Excalibur Almaz to offer $150m Moon trips in 2015

Got $150m, a taste for space travel and sufficient trust in a 1970s Soviet capsule to ride it to the moon? British space holiday start-up Excalibur Almaz thinks it has the round-trip for you, then, having invested in four three-crew Almaz program capsules and two Salyut-class space station pressure vessels to begin – after some outfitting, naturally – flights in 2015.

Those refurbs will take 24 to 30 months, company founder and CEO Art Dula reckons, though Excalibur Almaz is already looking to take bookings now. "At $100 million to 150 million [per passenger, we can sell] up to 29 seats in the next ten years, and that is a conservative estimate" Dula said at the Royal Aeronautical Society's space tourism conference last month.

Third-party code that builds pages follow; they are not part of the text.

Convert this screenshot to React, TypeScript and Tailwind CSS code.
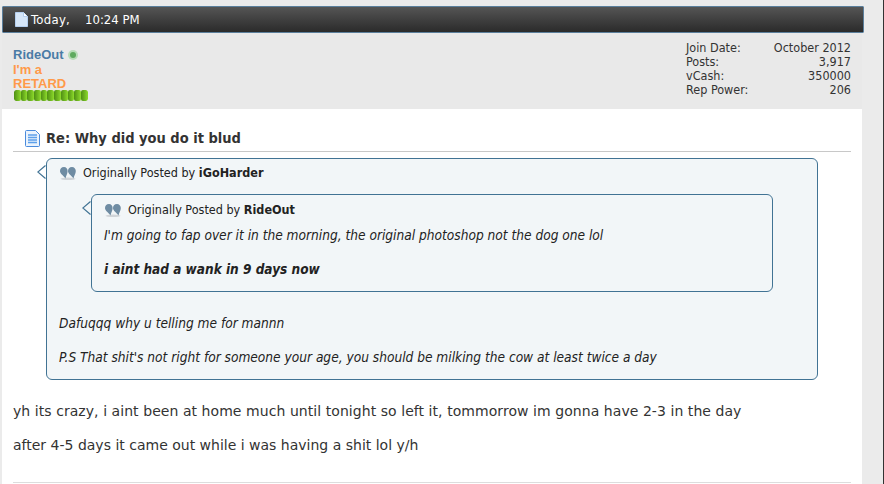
const tahoma = "font-['DejaVu_Sans_Condensed','DejaVu_Sans',sans-serif]";

function PageIcon({ className }: { className?: string }) {
  return (
    <svg viewBox="0 0 13 15" className={className}>
      <path d="M.5 .5H8.500L12.500 4.500V14.500H.5Z" fill="#d6e6f8" stroke="#b4cff0" />
      <path d="M8.500 .5V4.500H12.500" fill="#fff" stroke="#b4cff0" />
    </svg>
  );
}

function PostIcon() {
  return (
    <svg viewBox="0 0 15 17" className="h-[17px] w-[15px] shrink-0">
      <path d="M.5 1.500Q.5 .5 1.500 .5H10.500L14.500 4.500V15.500Q14.500 16.500 13.500 16.500H1.500Q.5 16.500 .5 15.500Z" fill="#eaf3fd" stroke="#4a8bdc" />
      <path d="M3 5H12M3 7.500H12M3 10H12M3 12.500H12" stroke="#5da0ea" strokeWidth="1.400" />
    </svg>
  );
}

function QuoteIcon() {
  return (
    <svg viewBox="0 0 16 13" className="h-[13px] w-[16px] shrink-0">
      <ellipse cx="8" cy="11.800" rx="7.500" ry="1.200" fill="#d0d4d8" />
      <path d="M4 0C1.300 0 0 2 0 4C0 6.800 3 8 5.500 11.500C6 8.500 7.600 6.800 7.600 4C7.600 1.800 6.200 0 4 0Z" fill="#6f8ca3" />
      <path d="M12 0C9.300 0 8 2 8 4C8 6.800 11 8 13.500 11.500C14 8.500 15.800 6.800 15.800 4C15.800 1.800 14.200 0 12 0Z" fill="#6f8ca3" />
    </svg>
  );
}

function QuoteBox({ author, className, headClass, children }: { author: string; className: string; headClass: string; children: React.ReactNode }) {
  return (
    <div className={`relative rounded-[6px] border border-[#417394] bg-[#f2f6f8] text-[#222] ${className}`}>
      <svg viewBox="0 0 9 14" className="absolute left-[-10px] top-[6px] h-[14px] w-[9px]">
        <path d="M8.500 .5L.8 7L8.500 13.500" fill="none" stroke="#417394" strokeWidth="1.200" />
      </svg>
      <div className={`flex items-center gap-[7px] pl-[13px] text-[12.500px] leading-[16px] ${tahoma} ${headClass}`}>
        <QuoteIcon />
        <span>
          Originally Posted by <b className="font-bold">{author}</b>
        </span>
      </div>
      {children}
    </div>
  );
}

const stats = [
  ["Join Date:", "October 2012"],
  ["Posts:", "3,917"],
  ["vCash:", "350000"],
  ["Rep Power:", "206"],
];

export default function App() {
  return (
    <div className="h-[484px] w-[884px] overflow-hidden border-r border-[#333] bg-[#ebebeb] pl-[2px] pt-[6px]">
      <div className="w-[862px]">
        <div className={`flex h-[27px] w-[862px] items-center rounded-[1px] border border-[#5b7f9c] bg-gradient-to-b from-[#555] to-[#2b2b2b] pl-[12px] text-[13px] text-white ${tahoma}`}>
          <PageIcon className="h-[15px] w-[13px]" />
          <span className="ml-[3px] w-[54px] tracking-[0.3px]">Today,</span>
          <span>10:24 PM</span>
        </div>

        <div className="flex h-[76px] w-[860px] justify-between bg-[#e9e9e9] pl-[11px] pr-[11px]">
          <div className="pt-[15px]">
            <div className="flex items-center gap-[4px]">
              <span className="font-['Liberation_Sans',sans-serif] text-[13px] font-bold leading-[14px] text-[#4a7ba6]">RideOut</span>
              <span className="flex h-[10px] w-[10px] items-center justify-center rounded-full bg-[#b7dcb7]">
                <span className="h-[6px] w-[6px] rounded-full bg-[#5faa5f]" />
              </span>
            </div>
            <div className="mt-[1px] w-[60px] font-['Liberation_Sans',sans-serif] text-[13px] font-bold leading-[14px] text-[#ff9a4a]">
              I'm a RETARD
            </div>
            <div className="-mt-[1px] ml-[1px] flex h-[11px] w-[74px] overflow-hidden rounded-[2px]">
              {Array.from({ length: 11 }).map((_, i) => (
                <span key={i} className="h-full w-[6.700px] shrink-0 rounded-[2px] bg-gradient-to-r from-[#4f8f14] to-[#8edb2c]" />
              ))}
            </div>
          </div>

          <div className={`mt-[8px] grid h-[56px] w-[165px] grid-cols-[auto_1fr] auto-rows-[14px] text-[12.500px] text-[#333] ${tahoma}`}>
            {stats.map(([label, value]) => [
              <span key={label} className="leading-[14px]">{label}</span>,
              <span key={value} className="text-right leading-[14px]">{value}</span>,
            ])}
          </div>
        </div>

        <div className="h-[375px] w-[860px] bg-white pl-[11px] pr-[11px]">
          <div className="flex h-[43px] items-end gap-[6px] border-b border-[#c8c8c8] pb-[4px] pl-[12px]">
            <PostIcon />
            <span className={`text-[14.500px] font-bold leading-[18px] text-[#333] ${tahoma}`}>Re: Why did you do it blud</span>
          </div>

          <QuoteBox author="iGoHarder" headClass="pt-[6px]" className="ml-[33px] mt-[6px] h-[222px] w-[772px]">
            <QuoteBox author="RideOut" headClass="pt-[7px]" className="ml-[44px] mt-[13px] h-[98px] w-[682px]">
              <p className={`pl-[12px] pt-[8px] text-[13.600px] italic leading-[18px] ${tahoma}`}>
                I'm going to fap over it in the morning, the original photoshop not the dog one lol
              </p>
              <p className={`pl-[12px] pt-[16px] text-[13.500px] font-bold italic leading-[18px] ${tahoma}`}>
                i aint had a wank in 9 days now
              </p>
            </QuoteBox>
            <p className={`pl-[12px] pt-[22px] text-[13.600px] italic leading-[18px] ${tahoma}`}>
              Dafuqqq why u telling me for mannn
            </p>
            <p className={`pl-[12px] pt-[16px] text-[13.600px] italic leading-[18px] ${tahoma}`}>
              P.S That shit's not right for someone your age, you should be milking the cow at least twice a day
            </p>
          </QuoteBox>

          <p className="pt-[22px] font-['DejaVu_Sans',sans-serif] text-[14px] leading-[19px] tracking-[0.06px] text-[#333]">
            yh its crazy, i aint been at home much until tonight so left it, tommorrow im gonna have 2-3 in the day
          </p>
          <p className="pt-[15px] font-['DejaVu_Sans',sans-serif] text-[14px] leading-[19px] text-[#333]">
            after 4-5 days it came out while i was having a shit lol y/h
          </p>
          <div className="mt-[27px] border-t border-[#ddd]" />
        </div>
      </div>
    </div>
  );
}
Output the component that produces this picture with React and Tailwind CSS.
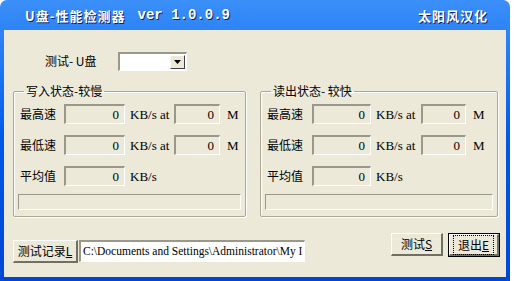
import React from "react";

const cjk = "font-['Noto_Sans_CJK_SC','Noto_Sans',sans-serif]";
const serif = "font-['Liberation_Serif','Times_New_Roman',serif]";
const mono = "font-['Liberation_Mono','Courier_New',monospace]";

function Box({ w, value = "0" }) {
  return (
    <div
      className={`${w} ${serif} h-[20px] flex items-center justify-end pr-[5px] bg-[#ece9d8] border-t-2 border-l-2 border-b border-r border-t-[#9a988a] border-l-[#9a988a] border-b-white border-r-white text-[13px] text-black leading-none`}
    >
      {value}
    </div>
  );
}

function Row({ label, w1, w2, gapL, kW, last }) {
  return (
    <div className="flex items-center h-[20px]">
      <span className={`${gapL} ${cjk} text-[12px] text-black leading-none`}>{label}</span>
      <Box w={w1} />
      <span className={`${serif} ml-[5px] text-[13px] text-black leading-none whitespace-nowrap`}>
        {last ? "KB/s" : <span className={`inline-block ${kW}`}>KB/s at</span>}
      </span>
      {!last && (
        <>
          <Box w={w2} />
          <span className={`${serif} ml-[7px] text-[13px] text-black leading-none`}>M</span>
        </>
      )}
    </div>
  );
}

function Group({ title, width, gapL, w1, w2, kW }) {
  return (
    <fieldset
      className={`${width} border border-[#aca899] rounded-[2px] shadow-[inset_1px_1px_0_#ffffff,1px_1px_0_#ffffff] px-[6px] pb-[6px]`}
    >
      <legend className={`${cjk} ml-[4px] px-[2px] text-[12px] leading-[16px] h-[16px] text-black`}>
        {title}
      </legend>
      <div className="flex flex-col gap-[11px] pt-[5px]">
        <Row label="最高速" gapL={gapL} w1={w1} w2={w2} kW={kW} />
        <Row label="最低速" gapL={gapL} w1={w1} w2={w2} kW={kW} />
        <Row label="平均值" gapL={gapL} w1={w1} w2={w2} kW={kW} last />
      </div>
      <div className="mt-[8px] -mx-[2px] h-[16px] border border-t-[#9a988a] border-l-[#9a988a] border-b-white border-r-white bg-[#ece9d8]" />
    </fieldset>
  );
}

function Btn({ children, w, def }) {
  const inner = (
    <div
      className={`${cjk} h-full w-full flex items-center justify-center border-t border-l border-b-2 border-r-2 border-t-white border-l-white border-b-[#716f64] border-r-[#716f64] bg-[#ece9d8] text-[12px] leading-none text-black`}
    >
      {def ? (
        <span className="px-[4px] py-[3px] outline outline-1 outline-dotted outline-black">{children}</span>
      ) : (
        children
      )}
    </div>
  );
  return def ? (
    <div className={`${w} h-[24px] border border-black`}>{inner}</div>
  ) : (
    <div className={`${w} h-[23px]`}>{inner}</div>
  );
}

export default function App() {
  return (
    <div className="w-[514px] h-[281px] bg-white">
      <div className="w-[510px] h-[281px] flex flex-col rounded-t-[7px] bg-[#0047d8] bg-gradient-to-b from-[#3a8ff9] via-[#0058ea] to-[#0046d6]">
        <div className="h-[30px] flex items-center justify-between pl-[25px] pr-[22px] pt-[1px] text-white font-bold [text-shadow:1px_1px_0_#0a246a]">
          <div className="flex items-center">
            <span className={`${cjk} text-[13px] tracking-[1px]`}>U盘-性能检测器</span>
            <span className={`${mono} ml-[12px] text-[14px]`}>ver 1.0.0.9</span>
          </div>
          <span className={`${cjk} text-[13px] tracking-[1px]`}>太阳风汉化</span>
        </div>
        <div className="flex-1 mx-[4px] mb-[4px] bg-[#ece9d8] flex flex-col pt-[22px]">
          <div className="flex items-center h-[18px]">
            <span className={`${cjk} ml-[41px] w-[73px] text-[12px] leading-none text-black`}>测试- U盘</span>
            <div className="w-[69px] h-[19px] bg-white border-t-2 border-l-2 border-b border-r border-t-[#9a988a] border-l-[#9a988a] border-b-white border-r-white flex justify-end p-[1px]">
              <div className="w-[15px] h-full bg-[#ece9d8] border-t border-l border-b border-r border-t-white border-l-white border-b-[#404040] border-r-[#404040] flex items-center justify-center">
                <svg width="7" height="4" viewBox="0 0 7 4">
                  <path d="M0 0h7L3.5 4z" fill="#000" />
                </svg>
              </div>
            </div>
          </div>
          <div className="flex mt-[13px] ml-[9px] gap-[14px]">
            <Group title="写入状态-较慢" width="w-[233px]" gapL="w-[44px]" w1="w-[61px]" w2="w-[46px]" kW="w-[44px]" />
            <Group title="读出状态- 较快" width="w-[238px]" gapL="w-[45px]" w1="w-[59px]" w2="w-[45px]" kW="w-[45px]" />
          </div>
          <div className="flex items-start mt-[16px] ml-[9px]">
            <div className="flex mt-[7px]">
              <Btn w="w-[65px]">
                <span>
                  测试记录<u>L</u>
                </span>
              </Btn>
              <div
                className={`${serif} w-[226px] h-[22px] ml-[1px] bg-white border-t-2 border-l-2 border-b border-r border-t-[#9a988a] border-l-[#9a988a] border-b-white border-r-white flex items-center pl-[2px] overflow-hidden whitespace-nowrap text-[11.5px] text-black leading-none`}
              >
                C:\Documents and Settings\Administrator\My I
              </div>
            </div>
            <div className="ml-[86px] flex gap-[5px]">
              <Btn w="w-[52px]">
                <span>
                  测试<u>S</u>
                </span>
              </Btn>
              <Btn w="w-[52px]" def>
                <span>
                  退出<u>E</u>
                </span>
              </Btn>
            </div>
          </div>
        </div>
      </div>
    </div>
  );
}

According to the company's plans, the reusable return vehicles (RRVs) would be launched by a Soyuz-FG rocket, then dock with the Salyut-class space station launched using a Proton rocket. Together, the two would make a lunar flight using a group of electric hall-effect thrusters.

Tourism isn't Excalibur Almaz's only goal. The company is also looking at offering unnamed research missions, including deep space flights for $150m apiece, as well as delivering payloads to the surface of the mood for $350m. It's also hoping to bid in a future round of NASA International Space Station service missions, such as will be undertaken by SpaceX.